Demnig lays a Stolpersteine.
Artist Gunter Demnig lays a Stolpersteine outside a residence in Hamburg, Germany in 2012.
Patrick Lux, Getty Images

The Stolpersteine are unique in their individuality. Too often, the millions of Holocaust victims are spoken of as a nameless mass. And while the powerful memorials and museums in places such as Berlin and Washington, D.C. are an antidote to that, the Stolpersteine are special—they are decentralized, integrated into everyday life. You can walk down a sidewalk, look down, and suddenly find yourself standing where a person's life changed. History becomes unavoidably present.

That's because, unlike gravestones, the stumbling stones mark an important date between a person’s birth and death: the day that person was forced to abandon his or her home. As a result, not every stumbling stone is dedicated to a person who was murdered. Some plaques commemorate people who fled Europe and survived. Others honor people who were deported but managed to escape.
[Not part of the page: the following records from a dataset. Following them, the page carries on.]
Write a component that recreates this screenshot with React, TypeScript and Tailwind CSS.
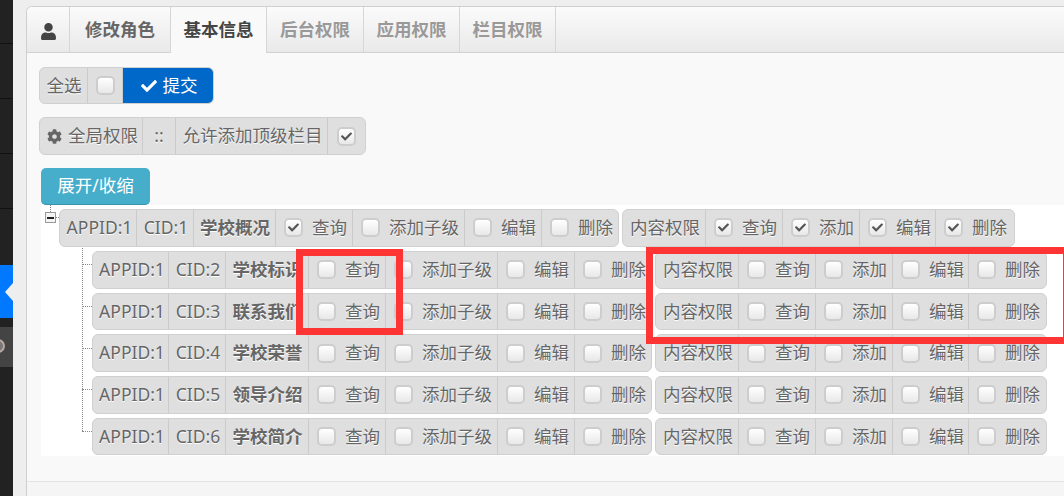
import { FaCheck, FaCog, FaUser } from "react-icons/fa";

const font = "font-['Noto_Sans','Noto_Sans_CJK_SC',sans-serif]";

function Box({ on }: { on?: boolean }) {
  return (
    <span className="flex h-[19px] w-[19px] shrink-0 items-center justify-center rounded-[5px] border-2 border-[#cdcdcd] bg-gradient-to-b from-[#ffffff] to-[#e8e8e8] text-[#555]">
      {on && <FaCheck size={11} />}
    </span>
  );
}

function Cell({ className, children }: { className: string; children: React.ReactNode }) {
  return (
    <div className={`flex h-full shrink-0 items-center whitespace-nowrap border-r border-[#cbcbcb] last:border-r-0 ${className}`}>
      {children}
    </div>
  );
}

function Check({ className, label, on }: { className: string; label: string; on?: boolean }) {
  return (
    <Cell className={`pl-[8px] ${className}`}>
      <Box on={on} />
      <span className="ml-[9px]">{label}</span>
    </Cell>
  );
}

function Group({ className, children }: { className?: string; children: React.ReactNode }) {
  return (
    <div className={`flex h-full items-center overflow-hidden rounded-[6px] border border-[#d0d0d0] bg-[#dfdfdf] text-[#666] [text-shadow:0_1px_0_#fff] ${className ?? ""}`}>
      {children}
    </div>
  );
}

function Row({ cid, name, root }: { cid: number; name: string; root?: boolean }) {
  const on = !!root;
  return (
    <div className="flex h-[37.5px] gap-[3px]">
      <Group>
        <Cell className={`justify-center pl-[3px] ${root ? "w-[77px]" : "w-[76px]"}`}>APPID:1</Cell>
        <Cell className="w-[57px] justify-center pl-[2px]">CID:{cid}</Cell>
        <Cell className={`justify-center pl-[1px] font-bold ${root ? "w-[82px]" : "w-[83px]"}`}>{name}</Cell>
        <Check className="w-[77px]" label="查询" on={on} />
        <Check className="w-[112px]" label="添加子级" />
        <Check className="w-[77px]" label="编辑" />
        <Check className="w-[76px]" label="删除" />
      </Group>
      <Group>
        <Cell className="w-[83px] justify-center pl-[2px]">内容权限</Cell>
        <Check className="w-[77px]" label="查询" on={on} />
        <Check className="w-[77px]" label="添加" on={on} />
        <Check className="w-[76px]" label="编辑" on={on} />
        <Check className={root ? "w-[78px]" : "w-[77px]"} label="删除" on={on} />
      </Group>
    </div>
  );
}

const children = [
  [2, "学校标识"],
  [3, "联系我们"],
  [4, "学校荣誉"],
  [5, "领导介绍"],
  [6, "学校简介"],
] as const;

function Tab({ className, label }: { className: string; label: string }) {
  return (
    <div className={`flex h-full items-center justify-center border-r border-[#d6d6d6] font-bold ${className}`}>{label}</div>
  );
}

export default function App() {
  return (
    <div className={`flex h-[496px] w-[1064px] overflow-hidden bg-[#eeeeee] text-[17.5px] leading-none ${font}`}>
      <aside className="flex w-[13px] shrink-0 flex-col bg-[#222222]">
        <div className="h-[44px] shrink-0 border-b border-[#111111]" />
        <div className="h-[55px] shrink-0 border-b border-[#111111]" />
        <div className="h-[55px] shrink-0 border-b border-[#111111]" />
        <div className="h-[55px] shrink-0 border-b border-[#111111]" />
        <div className="h-[56px] shrink-0" />
        <div className="relative h-[53px] shrink-0 bg-[#0078ff]">
          <span className="absolute right-0 top-[18px] h-0 w-0 border-y-[9px] border-r-[8px] border-y-transparent border-r-[#eeeeee]" />
        </div>
        <div className="h-[9px] shrink-0" />
        <div className="relative h-[40px] shrink-0 overflow-hidden bg-[#444444]">
          <span className="absolute -left-[9px] top-[12px] h-[14px] w-[14px] rounded-full border-2 border-[#b8a8a0] bg-[#777777]" />
        </div>
      </aside>

      <div className="ml-[13px] mt-[6px] flex min-w-0 flex-1 flex-col overflow-hidden rounded-tl-[6px] border-l border-t border-[#cfcfcf] bg-[#f9f9f9]">
        <div className="relative flex h-[46px] shrink-0 border-b border-[#d2d2d2] bg-gradient-to-b from-[#fbfbfb] to-[#e9e9e9]">
          <div className="flex h-full w-[43px] items-center justify-center border-r border-[#d6d6d6] pt-[3px] text-[#444]">
            <FaUser size={17} />
          </div>
          <Tab className="w-[101px] text-[#666]" label="修改角色" />
          <div className="relative z-10 -mt-[3px] flex h-[49px] w-[96px] items-center justify-center border-r border-t-[2px] border-[#d6d6d6] border-t-[#1e90ff] bg-[#f9f9f9] pt-[1px] font-bold text-[#444]">
            基本信息
          </div>
          <Tab className="w-[97px] text-[#999]" label="后台权限" />
          <Tab className="w-[96px] text-[#999]" label="应用权限" />
          <Tab className="w-[96px] text-[#999]" label="栏目权限" />
        </div>

        <div className="flex flex-col pl-[12px] pt-[14px]">
          <div className="flex h-[37px]">
            <div className="flex h-full overflow-hidden rounded-[6px] border border-[#d0d0d0] bg-[#dfdfdf] text-[#666] [text-shadow:0_1px_0_#fff]">
              <Cell className="w-[48px] justify-center pl-[1px]">全选</Cell>
              <Cell className="w-[35px] justify-center"><Box /></Cell>
              <div className="-my-px flex w-[90px] items-center justify-center gap-[6px] bg-[#0068c8] pl-[2px] text-white [text-shadow:none]">
                <FaCheck size={16} />
                提交
              </div>
            </div>
          </div>

          <div className="mt-[13px] flex h-[38px]">
            <Group>
              <Cell className="w-[103px] justify-center gap-[6px] pl-[3px]"><FaCog size={15} />全局权限</Cell>
              <Cell className="w-[33px] justify-center">::</Cell>
              <Cell className="w-[152px] justify-center pl-[2px]">允许添加顶级栏目</Cell>
              <Cell className="w-[37px] justify-center"><Box on /></Cell>
            </Group>
          </div>

          <button className="ml-[2px] mt-[13px] flex h-[37px] w-[109px] items-center justify-center rounded-[5px] border-b border-[#3a90ad] bg-[#46adcb] text-white">
            展开/收缩
          </button>
        </div>

        <div className="relative ml-[14px] h-[251px] shrink-0 bg-white pl-[18px] pt-[4px]">
          <span className="absolute left-[9px] top-0 h-[7px] border-l border-dotted border-[#888]" />
          <span className="absolute left-[4px] top-[7px] flex h-[11px] w-[11px] items-center justify-center border border-[#999] bg-[#f4f4f4]">
            <span className="h-[2px] w-[7px] bg-[#222]" />
          </span>
          <span className="absolute left-[15px] top-[12px] w-[3px] border-t border-dotted border-[#888]" />
          <span className="absolute left-[41px] top-[43px] h-[183px] border-l border-dotted border-[#888]" />
          <span className="absolute left-[41px] top-[59px] w-[10px] border-t border-dotted border-[#888]" />
          <span className="absolute left-[41px] top-[101px] w-[10px] border-t border-dotted border-[#888]" />
          <span className="absolute left-[41px] top-[143px] w-[10px] border-t border-dotted border-[#888]" />
          <span className="absolute left-[41px] top-[184px] w-[10px] border-t border-dotted border-[#888]" />
          <span className="absolute left-[41px] top-[226px] w-[10px] border-t border-dotted border-[#888]" />

          <Row cid={1} name="学校概况" root />
          <div className="ml-[33px] mt-[4.5px] flex flex-col gap-[4.2px]">
            {children.map(([cid, name]) => (
              <Row key={cid} cid={cid} name={name} />
            ))}
          </div>
        </div>

        <div className="mt-[25px] flex-1 border-t border-[#e4e4e4] bg-[#f5f5f5]" />
      </div>

      <div className="pointer-events-none absolute left-[296px] top-[249px] h-[86px] w-[107px] border-[7px] border-[#ff3535]" />
      <div className="pointer-events-none absolute left-[646px] top-[247px] h-[97px] w-[424px] border-[7px] border-[#ff3535]" />
    </div>
  );
}
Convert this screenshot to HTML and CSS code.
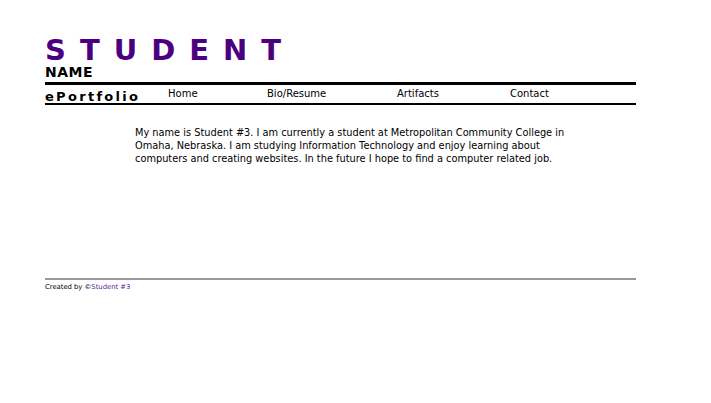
FILE: index.html
```html
<!DOCTYPE html>
<html>
<head>
<meta charset="utf-8">
<title>Student ePortfolio</title>
<link rel="stylesheet" href="styles.css">
</head>
<body>
<div class="page">
  <header class="masthead">
    <h1 class="title">STUDENT</h1>
    <div class="subtitle">NAME</div>
  </header>
  <nav class="navbar">
    <div class="brand">ePortfolio</div>
    <a class="navlink" href="#">Home</a>
    <a class="navlink" href="#">Bio/Resume</a>
    <a class="navlink" href="#">Artifacts</a>
    <a class="navlink" href="#">Contact</a>
  </nav>
  <main class="content">
    <p class="intro">My name is Student #3. I am currently a student at Metropolitan Community College in Omaha, Nebraska. I am studying Information Technology and enjoy learning about computers and creating websites. In the future I hope to find a computer related job.</p>
  </main>
  <footer class="footer">Created by ©<a class="footlink" href="#">Student #3</a></footer>
</div>
</body>
</html>
```
FILE: styles.css
```css
html, body {
  margin: 0;
  padding: 0;
  background: #fff;
}
.page {
  width: 591px;
  margin-left: 45px;
  padding-top: 36px;
  font-family: "DejaVu Sans", Verdana, sans-serif;
}
.masthead {
  display: flex;
  flex-direction: column;
}
.title {
  margin: 0;
  font-size: 29px;
  line-height: 28px;
  font-weight: bold;
  color: #4b0082;
  letter-spacing: 14px;
}
.subtitle {
  font-size: 14px;
  line-height: 14px;
  font-weight: bold;
  color: #000;
  letter-spacing: 0.5px;
  margin-top: 1px;
}
.navbar {
  margin-top: 3px;
  border-top: 3px solid #000;
  border-bottom: 2px solid #000;
  display: grid;
  grid-template-columns: 123px 99px 130px 113px 1fr;
  align-items: start;
  height: 18px;
}
.brand {
  font-size: 13px;
  line-height: 15px;
  font-weight: bold;
  letter-spacing: 2.3px;
  color: #000;
  padding-top: 3.5px;
}
.navlink {
  font-size: 10px;
  line-height: 12px;
  color: #000;
  text-decoration: none;
  padding-top: 3px;
}
.content {
  height: 175px;
  padding-left: 90px;
  padding-top: 21px;
  box-sizing: border-box;
  border-bottom: 2px solid #999;
}
.intro {
  margin: 0;
  width: 440px;
  font-size: 9.8px;
  line-height: 13px;
  color: #000;
}
.footer {
  font-size: 6.8px;
  padding-top: 3px;
  color: #000;
}
.footlink {
  color: #5b2a9a;
  text-decoration: none;
}
```
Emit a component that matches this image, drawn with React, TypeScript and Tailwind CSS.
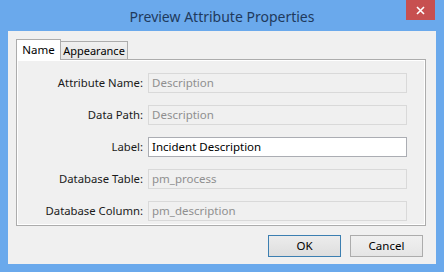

The plaques aim to memorialize the moment a person’s life was irrevocably changed—no matter how it ended.

The ordinariness of the surrounding landscape—a buzzing cafe, a quaint bookstore, a tree-lined street—only heightens that effect. As David Crew writes for Not Even Past, “[Demnig] thought the stones would encourage ordinary citizens to realize that Nazi persecution and terror had begun on their very doorsteps."

A man in a shop holding a hammer making a Stolpersteine.
Artisan Michael Friedrichs-Friedlaender hammers inscriptions into the brass plaques at the Stolpersteine manufacturing studio in Berlin.
Sean Gallup, Getty Images

While Demnig installs every single Stolpersteine himself, he does not work alone. His project, which stretches from Germany to Brazil, relies on the research of hundreds of outside volunteers. Their efforts have not only helped Demnig create a striking memorial, but have also helped historians better document the lives of individuals who will never be forgotten.